… or what good are they?

Wednesday, February 2, 2011

5:30 AM. Success. Found a townhouse unit I liked yesterday and filled in an application. Unless something falls apart, I can move into town by the end of the month, bringing to an end nearly 13 years on the New Land. I wanted the process to be short rather than exhaustive and exhausting, and that is how it turned out.

So, my friends, good work. I knew that I had to actually look, to connect senses to intuition, and it worked very well. The place I chose, I really did not expect to be as suitable as it turned out to be.

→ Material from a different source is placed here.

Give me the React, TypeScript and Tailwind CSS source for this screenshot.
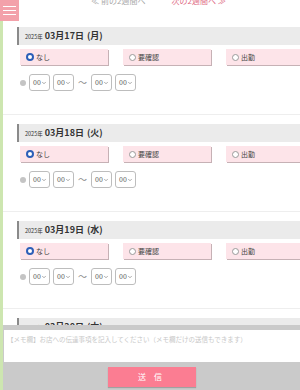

In fact, I nearly didn’t bother to look at it, because the idea I had in my mind of another of the townhouses I was looking at made that one seem that it was going to be the one. I suppose that working from descriptions and hunches without sensory validation is a form of Psychic’s Disease. I dodged that particular bullet this time.

All these abilities and connections are supposed to make your life easier and your efforts more efficient and successful, or what good are they?

In my case, grounding of the sort. For others, wings, I suppose.

Or even sometimes one, sometimes the other, for the same person. Balance is all.

So do I spend the next month doing very practical things only, or can I enjoy a mixture of things practical and – but as I say that, I realize that that is a silly way to think of things, isn’t it?

Not silly, necessarily, but perhaps not as helpful as it might be. It hinges on the meaning, in context, of the word “practical.” Is it impractical to prepare for giving a workshop, say? For writing new books? For learning things through books and other means? Surely not.

Yes, that is what I realized, as I was writing that. But anyway I don’t suppose it is time to begin a new project that would have to be disrupted by a move.

This is an appropriate time for you to be sifting and sorting through the aspects of your life represented by physical objects. That will be project enough, and not without its interest.

I find that I lived most happily when I live a mixture of daydreaming (in one form or another) and making something concrete by writing it or somehow “fixing” it. Too much emphasis either way upsets the balance, although, like a seesaw, there’s nothing at all wrong with the balance shifting rhythmically, now emphasizing this, now that.

As we said, balance is all. For someone else, the balance might express as physical exercise in opposition to mental exercise, or as introverted activity as opposed to extroverted. It is not always a balance between the same two poles, even in the same lifetime.